Mother’s Day’ for many, is not a happy time and is for more than we would like to think, a deeply traumatising time. Perversely, I would love to turn the front of Estella’s book ( see image below) into a Mother’s Day Card. It would not sell. Such a card would challenge the massive investment which goes into maintaining the saintly Madonna archetype of ‘mother’. Try challenging this and you soon discover just how heavily defended the associated beliefs are. For those who have endured and traumatised by a monstrous mother, society seldom offers a reference point.
There are those on ‘Mother’s Day’ that cannot take resource in denial. There are those each ‘Mother’s Day’ who know from witnessed or actual experience that mothers do sexually and physically abuse, that mothers do torture and murder their children and that mothers can inflict over many years sadistic emotional and psychological abuse. The number of mothers convicted of such crimes is not as insignificant as is often argued, but since when did minimal numbers lessen the lived experience of even just one victim.
Denial for the victims of a mother’s crimes is always a double trauma with its own particular symptoms and destructive impact on life.

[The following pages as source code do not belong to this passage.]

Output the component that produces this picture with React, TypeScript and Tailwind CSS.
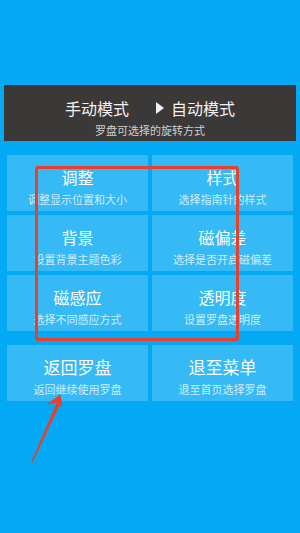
import React from "react";

const cells = [
  { title: "调整", desc: "调整显示位置和大小" },
  { title: "样式", desc: "选择指南针的样式" },
  { title: "背景", desc: "设置背景主题色彩" },
  { title: "磁偏差", desc: "选择是否开启磁偏差" },
  { title: "磁感应", desc: "选择不同感应方式" },
  { title: "透明度", desc: "设置罗盘透明度" },
];

const bottom = [
  { title: "返回罗盘", desc: "返回继续使用罗盘" },
  { title: "退至菜单", desc: "退至首页选择罗盘" },
];

function Cell({ title, desc, big }: { title: string; desc: string; big?: boolean }) {
  return (
    <div className="h-[56px] bg-white/20 flex flex-col items-center pt-[12px]">
      <p className={`${big ? "text-[17px]" : "text-[16px]"} leading-[20px] text-white`}>{title}</p>
      <p className="text-[11px] leading-[14px] mt-[5px] text-white/75">{desc}</p>
    </div>
  );
}

export default function App() {
  return (
    <div
      className="relative w-full h-[533px] bg-[#03a9f4] pt-[85px] px-[4px] overflow-hidden"
      style={{ fontFamily: '"Noto Sans CJK SC", "Noto Sans", sans-serif' }}
    >
      {/* Mode header */}
      <div className="h-[56px] bg-[#3b3838] flex flex-col items-center pt-[13px]">
        <div className="flex items-center text-[16px] leading-[20px] text-[#f2f2f2]">
          <span>手动模式</span>
          <svg width="8" height="12" viewBox="0 0 8 12" className="ml-[27px] mr-[7px]">
            <path d="M0 0 L8 6 L0 12 Z" fill="#f2f2f2" />
          </svg>
          <span>自动模式</span>
        </div>
        <p className="text-[11px] leading-[14px] mt-[5px] text-[#cfcfcf]">罗盘可选择的旋转方式</p>
      </div>

      {/* Settings grid */}
      <div className="mx-[3px] mt-[14px] grid grid-cols-2 gap-[4px]">
        {cells.map((c) => (
          <Cell key={c.title} title={c.title} desc={c.desc} />
        ))}
      </div>

      <div className="mx-[3px] mt-[14px] grid grid-cols-2 gap-[4px]">
        {bottom.map((c) => (
          <Cell key={c.title} title={c.title} desc={c.desc} big />
        ))}
      </div>

      {/* annotation overlays */}
      <div className="absolute left-[35px] top-[166px] w-[204px] h-[175px] border-[3px] border-[#e8402c] rounded-[3px]" />
      <svg className="absolute left-0 top-0" width="300" height="533" viewBox="0 0 300 533">
        <path d="M32 462 L57 404 L59 405 Z" fill="#e8402c" stroke="#e8402c" strokeWidth="1.5" strokeLinejoin="round" />
        <path d="M60 395 L48 404 L56 402 L62 406 Z" fill="#e8402c" stroke="#e8402c" strokeWidth="1" strokeLinejoin="round" />
      </svg>
    </div>
  );
}
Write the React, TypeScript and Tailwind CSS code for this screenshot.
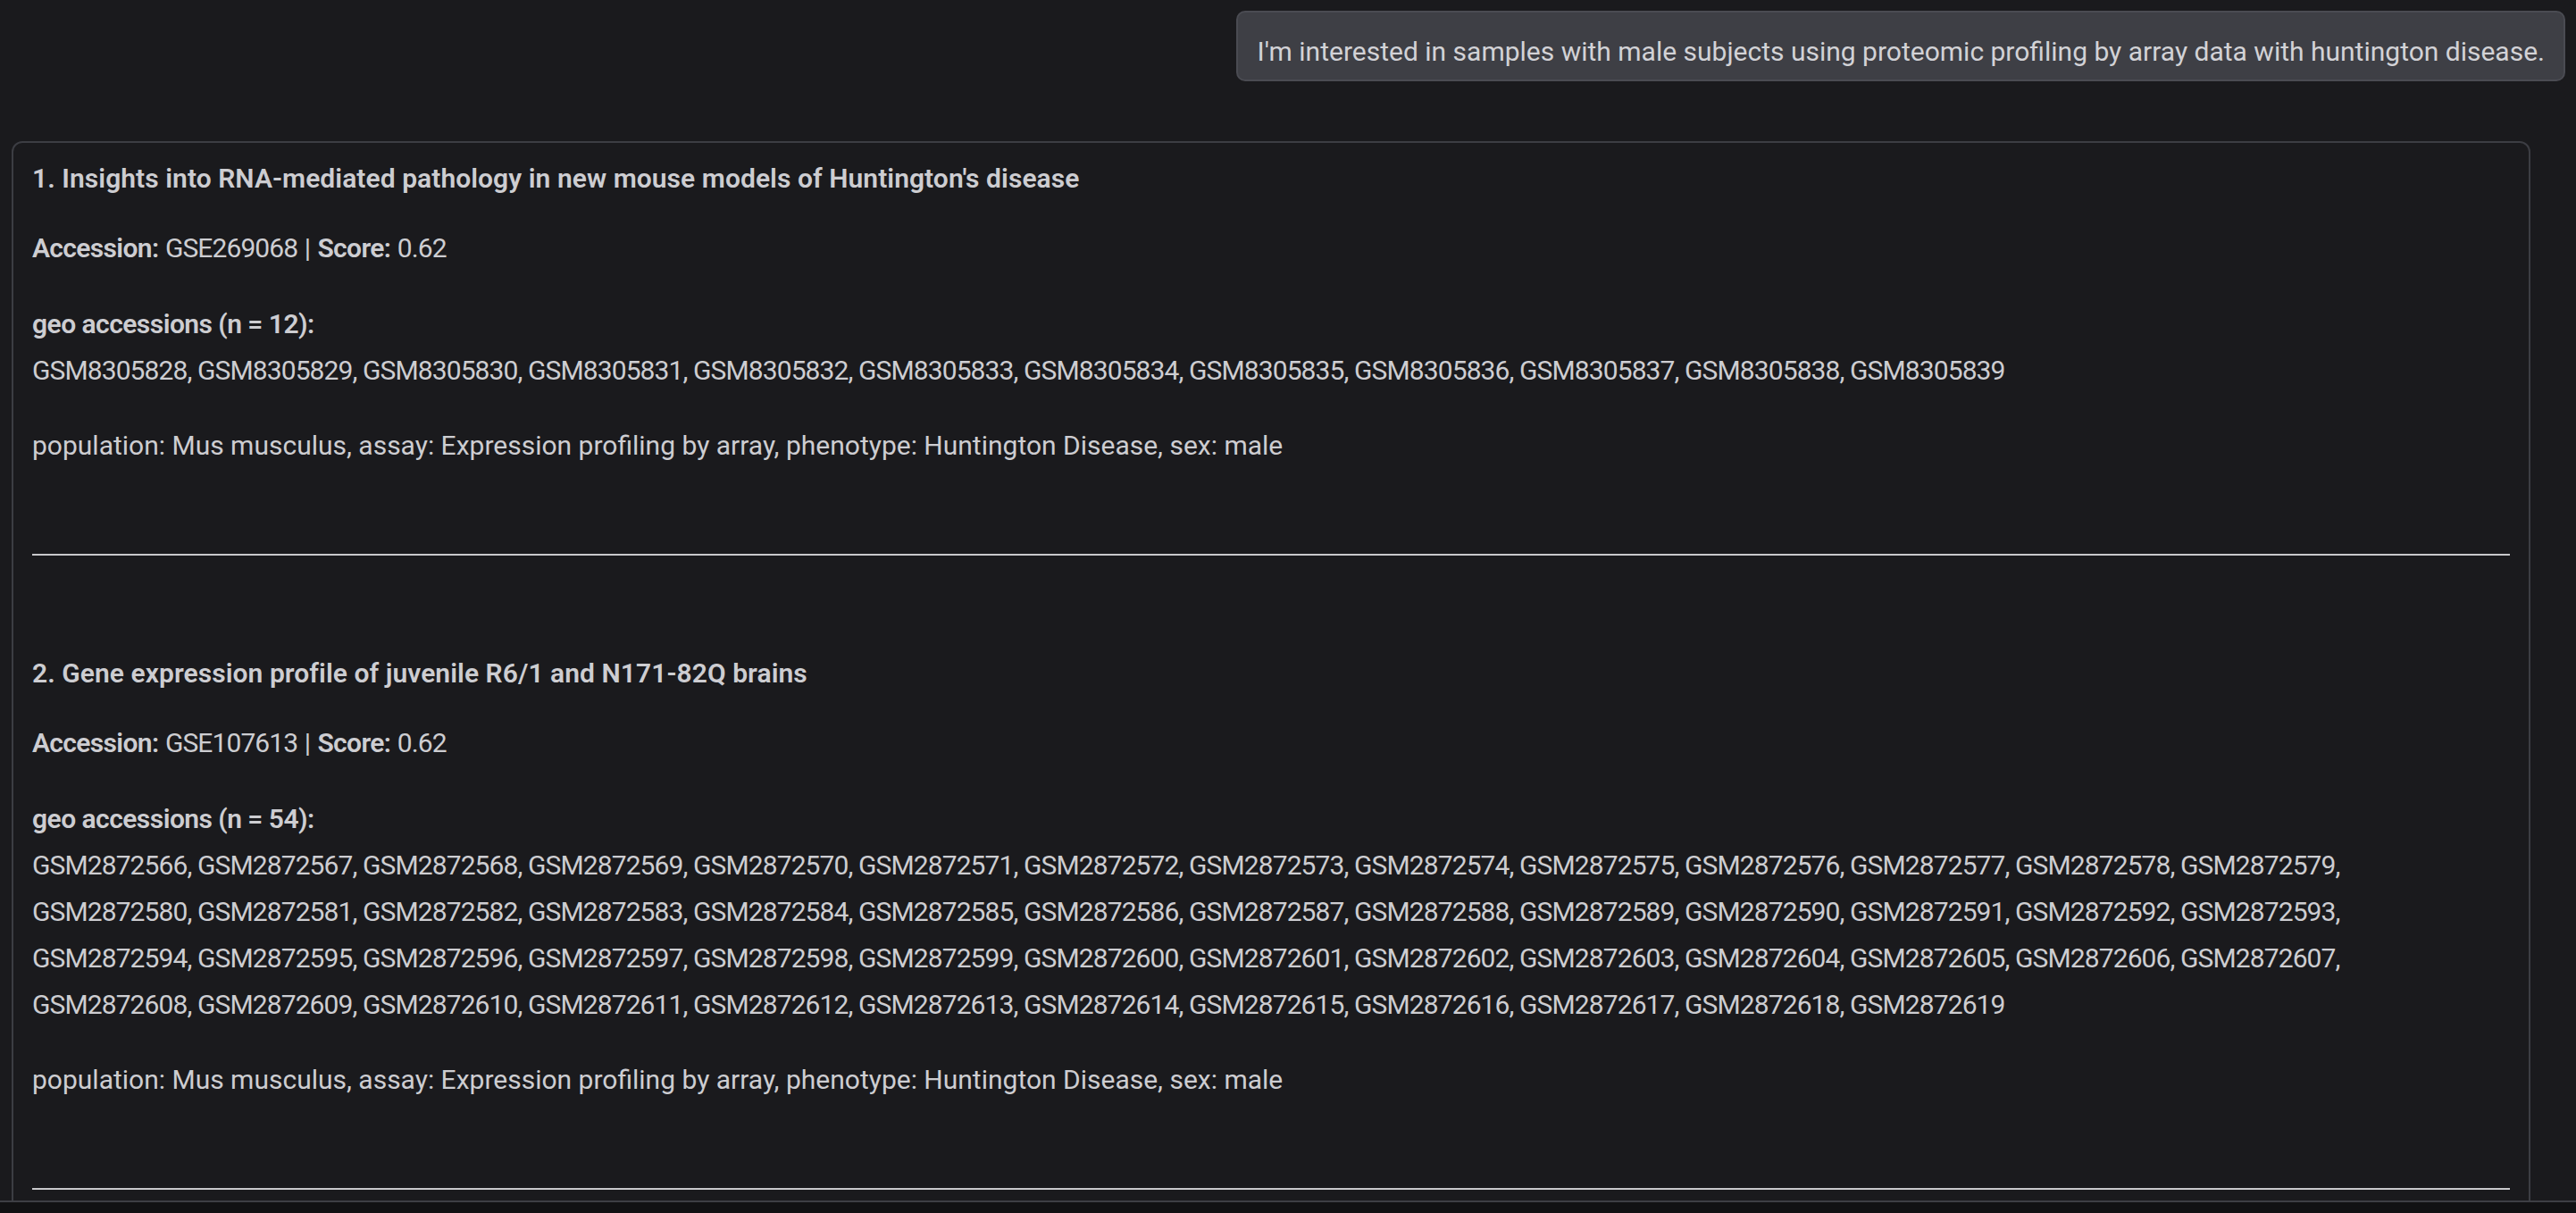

For mothers who have committed crimes against their children, then the denial that surrounds their existence is nearly always a triple trauma; the unhealed trauma that has informed their own harming behaviour, the trauma of what they have done and the trauma of themselves not having a reference point. During the years I worked in HMP Holloway, I met many mothers caught in this immensely painful trinity.
Remaining wedded to the saintly image of motherhood, even on ‘Mother’s Day’ serves no one well.